Task to complete:
Look for the line containing "Emit a component" and the line containing "pt-[48px] text-[28px] leading-[34px]" in the entries below. Copy those two and all lines between them exactly, leaving out pictures.

Web page code records
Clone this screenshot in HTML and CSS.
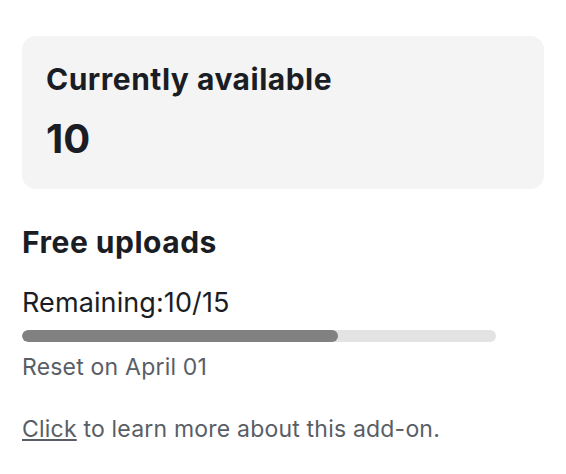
FILE: index.html
```html
<!DOCTYPE html>
<html>
<head>
<meta charset="utf-8">
<link rel="stylesheet" href="styles.css">
</head>
<body>
<div class="page">
  <section class="card">
    <h2 class="card-title">Currently available</h2>
    <div class="card-value">10</div>
  </section>
  <section class="uploads">
    <h2 class="uploads-title">Free uploads</h2>
    <div class="remaining">Remaining:10/15</div>
    <div class="bar"><div class="bar-fill" style="width:66.7%"></div></div>
    <div class="reset">Reset on April 01</div>
    <p class="learn"><a class="learn-link" href="#">Click</a> to learn more about this add-on.</p>
  </section>
</div>
</body>
</html>
```

FILE: styles.css
```css
html, body {
  margin: 0;
  padding: 0;
  background: #ffffff;
}
body {
  font-family: Inter, "Noto Sans", sans-serif;
  color: #1b1d24;
}
.page {
  padding: 36px 22px 0 22px;
  width: 522px;
}
.card {
  background: #f4f4f4;
  border-radius: 14px;
  padding: 25px 24px 26px 24px;
}
.card-title {
  margin: 0;
  font-size: 30px;
  font-weight: 700;
  line-height: 36px;
  letter-spacing: 0.5px;
}
.card-value {
  margin-top: 18px;
  font-size: 40px;
  font-weight: 700;
  line-height: 48px;
}
.uploads {
  padding-top: 35px;
}
.uploads-title {
  margin: 0;
  font-size: 30px;
  font-weight: 700;
  line-height: 36px;
  letter-spacing: 0.5px;
}
.remaining {
  margin-top: 26px;
  font-size: 27px;
  line-height: 34px;
  letter-spacing: 0.1px;
}
.bar {
  margin-top: 10px;
  width: 474px;
  height: 12px;
  border-radius: 6px;
  background: #e3e3e3;
  overflow: hidden;
}
.bar-fill {
  height: 100%;
  background: #818181;
  border-radius: 6px;
}
.reset {
  margin-top: 11px;
  font-size: 23px;
  line-height: 28px;
  letter-spacing: 0.2px;
  color: #595e66;
}
.learn {
  margin: 34px 0 0 0;
  font-size: 23px;
  line-height: 28px;
  letter-spacing: 0.2px;
  color: #595e66;
}
.learn-link {
  color: #595e66;
  text-decoration: underline;
}
```
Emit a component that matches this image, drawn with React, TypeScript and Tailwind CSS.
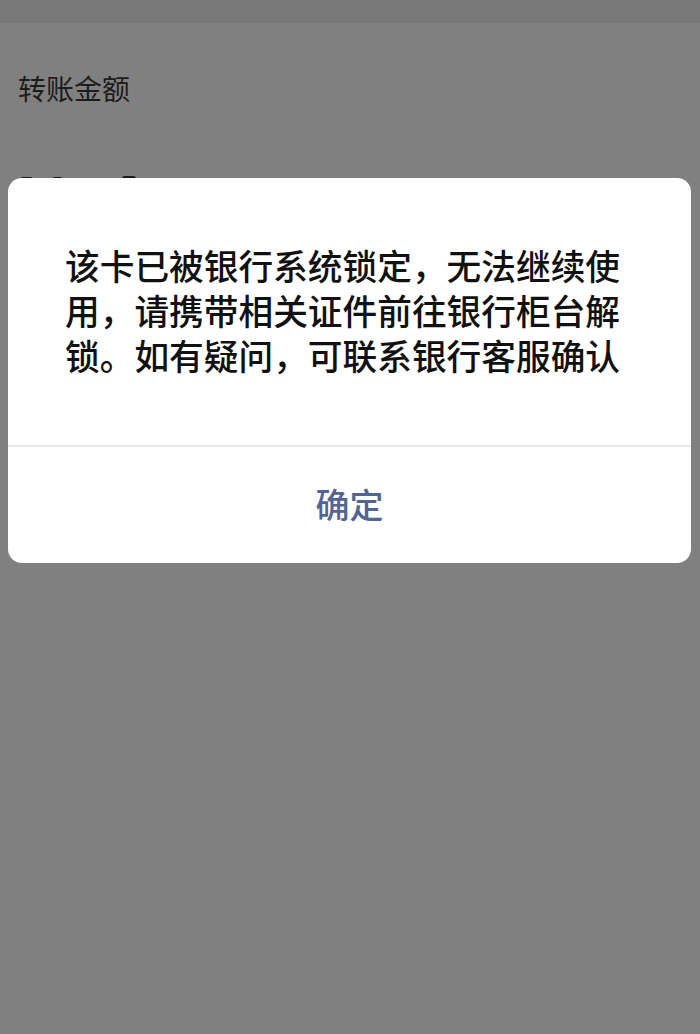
import React from "react";

const lines = [
  "该卡已被银行系统锁定，无法继续使",
  "用，请携带相关证件前往银行柜台解",
  "锁。如有疑问，可联系银行客服确认",
];

export default function App() {
  return (
    <div
      className="relative w-[700px] h-[1034px] bg-[#808080] overflow-hidden"
      style={{ fontFamily: '"Noto Sans CJK SC", "Noto Sans", sans-serif' }}
    >
      {/* status / nav strip */}
      <div className="h-[23px] bg-[#787878]" />

      <div className="px-[18px] pt-[48px] text-[28px] leading-[34px] text-[#1c1c1c]">转账金额</div>

      {/* tops of the amount digits peeking behind the dialog */}
      <div className="flex items-start pl-[20px] pt-[72px]">
        <div className="w-[13px] h-[6px] bg-[#1a1a1a] rounded-sm" />
        <div className="w-[11px] h-[6px] bg-[#1a1a1a] rounded-sm ml-[19px]" />
        <div className="w-[14px] h-[6px] bg-[#1a1a1a] rounded-sm ml-[59px] -mt-[1px]" />
      </div>

      {/* alert dialog */}
      <div className="absolute left-[8px] top-[178px] w-[683px] bg-white rounded-[14px] overflow-hidden">
        <div className="pl-[57px] pr-[40px] pt-[65px] pb-[67px] text-[34.7px] leading-[45px] font-medium text-[#111111]">
          {lines.map((l) => (
            <div key={l} className="whitespace-nowrap">
              {l}
            </div>
          ))}
        </div>
        <div className="h-[2px] bg-[#e8e8e8]" />
        <div className="h-[116px] pb-[3px] flex items-center justify-center text-[34px] font-medium text-[#52648f]">
          确定
        </div>
      </div>
    </div>
  );
}
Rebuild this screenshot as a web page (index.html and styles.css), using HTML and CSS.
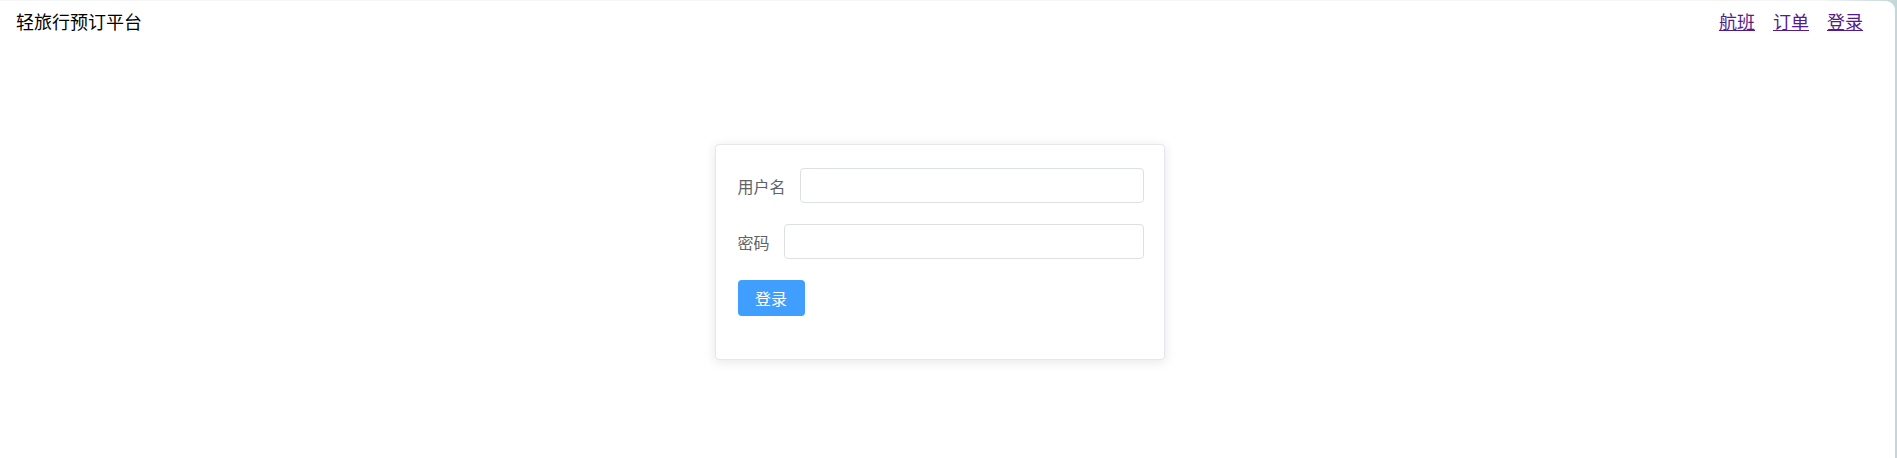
FILE: index.html
```html
<!DOCTYPE html>
<html lang="zh-CN">
<head>
  <meta charset="UTF-8" />
  <meta name="viewport" content="width=device-width, initial-scale=1.0"/>
  <title>轻旅行预订平台 - 登录</title>
  <link rel="stylesheet" href="styles.css">
</head>
<body>
  <div class="app">
    <header class="topbar">
      <div class="brand">轻旅行预订平台</div>
      <nav class="nav">
        <a href="#flights">航班</a>
        <a href="#orders">订单</a>
        <a href="#login">登录</a>
      </nav>
    </header>

    <main class="main">
      <form class="card" onsubmit="return false">
        <div class="row">
          <label for="username">用户名</label>
          <input type="text" id="username" />
        </div>
        <div class="row">
          <label for="password">密码</label>
          <input type="password" id="password" />
        </div>
        <div class="row actions">
          <button type="submit">登录</button>
        </div>
      </form>
    </main>
  </div>
</body>
</html>
```

FILE: styles.css
```css
html, body { height: 100%; }
body {
  margin: 0; padding: 1px 2px 0 0; box-sizing: border-box;
  font-family: "Noto Sans CJK SC", "Liberation Sans", sans-serif;
  background: linear-gradient(90deg, #f3f6f5 96%, #c3d6d9);
  overflow: hidden;
}
.app {
  height: 100%; background: #fff;
  border-top-right-radius: 9px;
}
.topbar {
  display: flex; justify-content: space-between; align-items: center;
  padding: 8px 32px 0 16px; font-size: 18px; line-height: 24px;
}
.brand { color: #000; }
.nav { display: flex; gap: 18px; }
.nav a { color: #551a8b; text-decoration: underline; }

.main {
  display: flex; justify-content: center;
  padding: 111px 16px 0 0;
}
.card {
  width: 450px; box-sizing: border-box;
  padding: 23px 20px 21px 22px;
  border: 1px solid #e4e7ed; border-radius: 4px;
  background: #fff; box-shadow: 0 2px 12px rgba(0, 0, 0, .1);
}
.row {
  display: flex; align-items: center; margin-bottom: 21px;
}
.row label {
  font-size: 16px; color: #606266; margin-right: 14px;
  white-space: nowrap;
}
.row input {
  flex: 1; height: 35px; box-sizing: border-box; padding: 0 12px;
  border: 1px solid #dcdfe6; border-radius: 4px; outline: none;
  font-size: 14px; color: #606266;
}
.actions { margin-bottom: 22px; }
button {
  width: 67px; height: 36px; margin-left: 0;
  background: #409eff; color: #fff; border: none; border-radius: 4px;
  font-family: inherit; font-size: 16px; cursor: pointer;
}
button:hover { background: #66b1ff; }
```
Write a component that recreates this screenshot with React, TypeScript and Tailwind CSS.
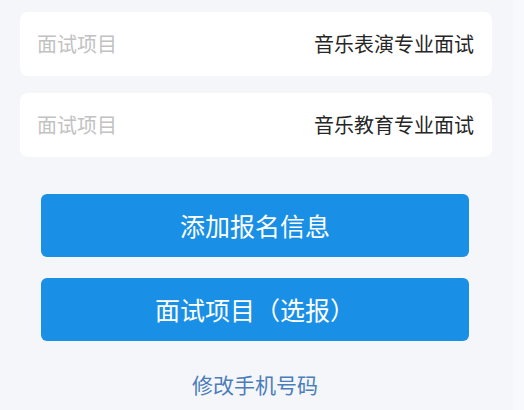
const items = [
  { label: "面试项目", value: "音乐表演专业面试" },
  { label: "面试项目", value: "音乐教育专业面试" },
];

export default function App() {
  return (
    <div
      className="w-[524px] h-[410px] overflow-hidden flex bg-[#f8f9fc]"
      style={{ fontFamily: '"Noto Sans CJK SC", "Noto Sans", sans-serif' }}
    >
      <div className="w-[513px] bg-[#f4f6fa] pt-3">
        {/* Info rows */}
        <div className="flex flex-col gap-[17px] pl-5 w-[492px]">
          {items.map((item, i) => (
            <div
              key={i}
              className="h-16 bg-white rounded-lg flex items-center justify-between pl-[17px] pr-[18px]"
            >
              <span className="text-[20px] text-[#c2c2c2]">{item.label}</span>
              <span className="text-[20px] text-[#262626]">{item.value}</span>
            </div>
          ))}
        </div>

        {/* Actions */}
        <div className="flex flex-col gap-[21px] pl-[41px] w-[469px] mt-[37px]">
          <button className="h-[63px] rounded-md bg-[#1a8fe6] text-white text-[25px]">
            添加报名信息
          </button>
          <button className="h-[63px] rounded-md bg-[#1a8fe6] text-white text-[25px]">
            面试项目（选报）
          </button>
        </div>

        <div className="flex justify-center mt-[28px] pr-[3px]">
          <span className="text-[21px] text-[#4b7dbb]">修改手机号码</span>
        </div>
      </div>
    </div>
  );
}
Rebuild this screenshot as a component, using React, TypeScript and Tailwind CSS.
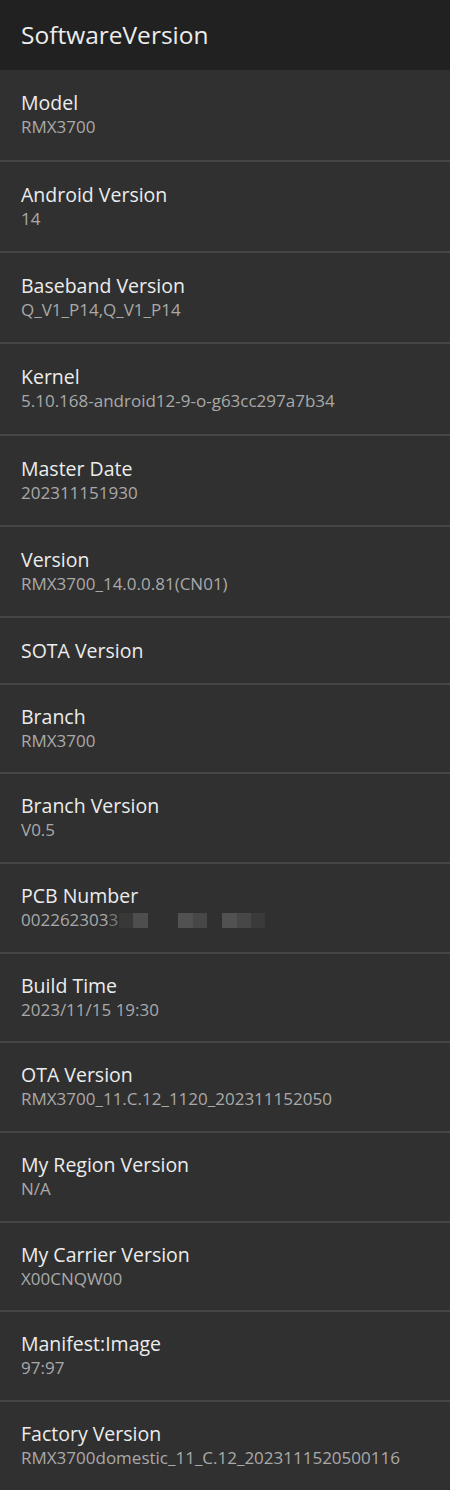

Answer to this task:
Emit a component that matches this image, drawn with React, TypeScript and Tailwind CSS.
import React from "react";

const lines = [
  "该卡已被银行系统锁定，无法继续使",
  "用，请携带相关证件前往银行柜台解",
  "锁。如有疑问，可联系银行客服确认",
];

export default function App() {
  return (
    <div
      className="relative w-[700px] h-[1034px] bg-[#808080] overflow-hidden"
      style={{ fontFamily: '"Noto Sans CJK SC", "Noto Sans", sans-serif' }}
    >
      {/* status / nav strip */}
      <div className="h-[23px] bg-[#787878]" />

      <div className="px-[18px] pt-[48px] text-[28px] leading-[34px] text-[#1c1c1c]">转账金额</div>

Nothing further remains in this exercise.